The cake was good. It wasn’t quite banana bread, but it also didn’t achieve the consistency of cake. The butter helped make it a little bit lighter than an oil would have, but I think there are a few other changes that could be made for the next version of this cake (like this recipe with an extra banana). The chocolate chips did add a nice flavor contrast, and, ironically, worked well at the bottom of each layer next to the buttercream. I would probably remove the chocolate chips next time and add a chocolate drizzle on top to attain the same flavor profile.
This is my second attempt at swiss meringue buttercream. I felt like the first time had mixed reviews and extenuating circumstances, so I wanted to give it another try. I went to Cake Paper Party for the recipe because I every recipe of Summer’s that I have used has been ridiculously good. This includes Red Velvet Cheesecake Cake II, Strawberry Sprinkle Cake, Raspberry Pinot Noir Cake, and Tiramisu Cake. The Raspberry Pinot Noir Cake and Tiramisu Cake are probably in my list of ‘Top 5’ cakes. Seriously good. I’m sad because it seems like she isn’t posting recipes any more, but, fortunately, she contributes great baking insight on The Cake Blog.
So, Summer has an absolutely genius method for “swiss buttercream”. It turns out the meringue step is not required to achieve the same velvety consistency. I have to admit that I was quite skeptical at many steps in the process (and I broke a quick read thermometer when I dropped it into the egg mixture), but the frosting came together very easily. It’s actually quite magical, really.
The texture is light and very smooth, and it spreads well when frosting the cake. It is sweet, but not cloyingly sweet, and has a more subtle taste of butterscotch/caramel. It is less powerful than this frosting, which is really too much for sweeter and denser cakes, like this banana chip cake. It might even be worth adding some extra cream to make the frosting even lighter in texture.

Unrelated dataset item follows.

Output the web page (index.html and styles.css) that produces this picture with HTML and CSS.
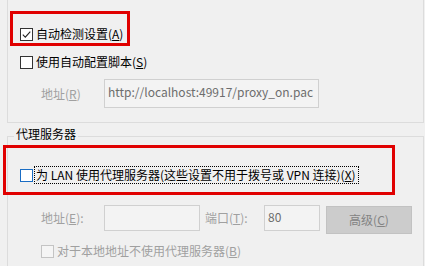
FILE: index.html
```html
<!DOCTYPE html>
<html lang="zh-CN">
<head>
<meta charset="utf-8">
<title>局域网(LAN)设置</title>
<link rel="stylesheet" href="styles.css">
</head>
<body>
<div class="page">
  <div class="group group-top">
    <div class="row row-auto">
      <span class="box checked">
        <svg viewBox="0 0 11 11" width="11" height="11"><path d="M1.8 5.6 L4.3 8.1 L9.3 2.6" fill="none" stroke="#202020" stroke-width="1.1"/></svg>
      </span>
      <span class="label">自动检测设置(<u>A</u>)</span>
      <span class="mark mark-auto"></span>
    </div>
    <div class="row row-script">
      <span class="box"></span>
      <span class="label">使用自动配置脚本(<u>S</u>)</span>
    </div>
    <div class="field-row">
      <span class="field-label disabled">地址(<u>R</u>)</span>
      <span class="input input-wide">http://localhost:49917/proxy_on.pac</span>
    </div>
  </div>

  <div class="group group-proxy">
    <div class="legend">代理服务器</div>
    <div class="row row-lan">
      <span class="box focus"></span>
      <span class="label focus-ring">为 LAN 使用代理服务器(这些设置不用于拨号或 VPN 连接)(<u>X</u>)</span>
      <span class="mark mark-lan"></span>
    </div>
    <div class="field-row field-proxy">
      <span class="field-label disabled">地址(<u>E</u>):</span>
      <span class="input input-addr"></span>
      <span class="field-label port-label disabled">端口(<u>T</u>):</span>
      <span class="input input-port">80</span>
      <span class="button">高级(<u>C</u>)</span>
    </div>
    <div class="row row-bypass">
      <span class="box disabled-box"></span>
      <span class="label disabled">对于本地地址不使用代理服务器(<u>B</u>)</span>
    </div>
  </div>
</div>
</body>
</html>
```
FILE: styles.css
```css
html, body {
  margin: 0;
  padding: 0;
  background: #f0f0f0;
}
.page {
  position: relative;
  width: 425px;
  height: 266px;
  overflow: hidden;
  background: #f0f0f0;
  font-family: "Noto Sans CJK SC", "Noto Sans", sans-serif;
  font-size: 12px;
  color: #000;
}
u {
  text-decoration: underline;
  text-underline-offset: 1px;
}
.group {
  margin: 0 1px 0 7px;
  border: 1px solid #dcdcdc;
  box-sizing: border-box;
  padding-left: 12px;
}
.group-top {
  border-top: none;
  height: 123px;
  padding-top: 24px;
}
.group-proxy {
  border-bottom: none;
  margin-top: 13px;
  height: 130px;
}
.legend {
  width: fit-content;
  margin: -11px 0 0 -6px;
  padding: 0 2px;
  line-height: 16px;
  background: #f0f0f0;
}
.row {
  position: relative;
  display: flex;
  align-items: center;
  height: 20px;
  line-height: 20px;
  white-space: nowrap;
}
.row-script {
  margin-top: 8px;
}
.row-lan {
  margin-top: 23px;
}
.row-bypass {
  margin-top: 7px;
  padding-left: 21px;
}
.box {
  display: flex;
  align-items: center;
  justify-content: center;
  width: 13px;
  height: 13px;
  box-sizing: border-box;
  border: 1px solid #333;
  background: #fff;
  margin-right: 3px;
  flex: none;
}
.box.focus {
  border-color: #1a6dc4;
  margin-right: 1px;
}
.box.disabled-box {
  border-color: #c4c4c4;
  background: #f5f5f5;
}
.focus-ring {
  line-height: 16px;
  padding: 0 2px 0 1px;
  border: 1px dotted #000;
}
.disabled {
  color: #a0a0a0;
}
.mark {
  position: absolute;
  border: 3px solid #e00000;
  box-sizing: border-box;
  pointer-events: none;
}
.mark-auto {
  left: -10px;
  top: -13px;
  width: 120px;
  height: 35px;
}
.mark-lan {
  left: -17px;
  top: -20px;
  width: 392px;
  height: 50px;
}
.field-row {
  display: flex;
  align-items: center;
  margin-top: 7px;
  padding-left: 21px;
  white-space: nowrap;
}
.field-label {
  width: 63px;
  flex: none;
}
.input {
  box-sizing: border-box;
  height: 29px;
  border: 1px solid #d0d0d0;
  background: #f3f3f3;
  color: #6d6d6d;
  padding: 0 3px;
  line-height: 24px;
  flex: none;
}
.input-wide {
  width: 215px;
}
.field-proxy {
  margin-top: 20px;
  align-items: flex-start;
}
.field-proxy .field-label {
  line-height: 26px;
}
.input-addr {
  width: 96px;
  height: 26px;
}
.port-label {
  margin-left: 5px;
  width: 59px;
}
.input-port {
  width: 56px;
  height: 26px;
  line-height: 22px;
}
.button {
  box-sizing: border-box;
  width: 86px;
  height: 28px;
  margin: 1px 0 0 6px;
  background: #cccccc;
  border: 1px solid #c2c2c2;
  color: #838383;
  text-align: center;
  line-height: 26px;
  flex: none;
}
```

Overall, this was a solid cake that received good reviews from everyone. My father-in-law likes everything I make, and my brother-in-law enjoyed the larger slice I cut for him in addition to his wife’s idea of a “family slice”, which my nephew vigorously ate. My mother-in-law, who isn’t the biggest fan of sweet cakes, said “this is a really good cake.” My sister-in-law, who doesn’t like fruit, even enjoyed it. And, most importantly, unprovoked on our walk back home, my wife told me all of the things that she liked about the cake, particularly the silky smooth buttercream.
Banana Chip Cake:
1 1/2 cups whole milk, room temperature
2 tbsp. lemon juice
3/4 cup unsalted butter, room temperature
1 cup (200 g, 7 1/2 oz.) light brown sugar
1 cup (200 g, 7 1/2 oz.) granulated sugar
3 large eggs
1 tbsp. vanilla extract
1 tsp. kosher salt
1 1/2 tsp. baking soda
3 cups (375 g, 13 1/2 oz.) all-purpose flour
1 1/2 cups (13.5 oz) mashed bananas (~3-4 medium bananas)
1 1/2 cups mini-chocolate chips
1 tbsp. all-purpose flour
3/4 cup unsalted butter, room temperature
1 1/2 cups (339 g, 12 oz.) light brown sugar
1 1/2 tbsp. light corn syrup
3/8 cup heavy whipping cream
1 1/2 tsp. vanilla extract
13.5 oz. (382.5 g) butterscotch sauce (NOTE: this is not all of the butterscotch sauce)
3/4 cups (169.5 g, 6 oz.) granulated sugar
3/4 cups (169.5 g, 6 oz.) light brown sugar
12 oz. (340.5 g) egg whites (from carton)
1 1/2 cups unsalted butter, room temperature
1 1/2 tbsp. vanilla extract
- For the banana chip cake: Preheat oven to 325 degrees and position rack to middle position. Butter and flour three 8″ cake pans. Line the bottom of each cake pan with parchment paper, then butter and flour the parchment paper.
- In a small bowl, coat chocolate chips with 1 tbsp. flour. Set aside.
- In a medium bowl, combine milk and lemon juice. Set aside.
- In a stand mixer with paddle attachment, beat butter and sugars on medium speed for two minutes.
- Add the eggs, vanilla, salt, and baking soda, beating until incorporated.
- Reduce mixer to low, then add the flour and milk mixture in alternating additions beginning and ending with the flour, scraping sides of the bowl as needed.
- Fold in the bananas with a spatula, until just incorporated, then gently fold in the chocolate chips.
- Divide batter evenly among the cake pans (~720 g per cake). Bake 35 minutes (mine took ~43 minutes), or until cake tester inserted into the middle of the cake comes out clean.
- Let the cakes cool 10-20 minutes, then run a knife around the edges of the cakes. Flip cakes onto a wire rack to cool completely (~2 hours) and remove parchment paper.
- For the butterscotch sauce: In a medium sauce pan over medium heat, heat butter, brown sugar, and corn syrup until light and bubbly (~3 minutes).
- Remove from heat, and stir in cream and vanilla. Set aside to cool.
- For the butterscotch frosting: In a double boiler over simmering water, whisk together butterscotch sauce, sugars, and egg whites until the mixture reaches 160 degrees.
- Pour mixture into a shallow bowl/pan and chill in the freezer for 15-20 minutes (I left it in for 30 minutes because it was still warm).
- In a stand mixer with paddle attachment, beat the butter on high speed for two minutes.
- Add the cooled butterscotch syrup in two additions, beating for one minute after each addition.
- Add the vanilla and beat for 30 seconds until smooth.
- Frost and decorate the cakes as desired.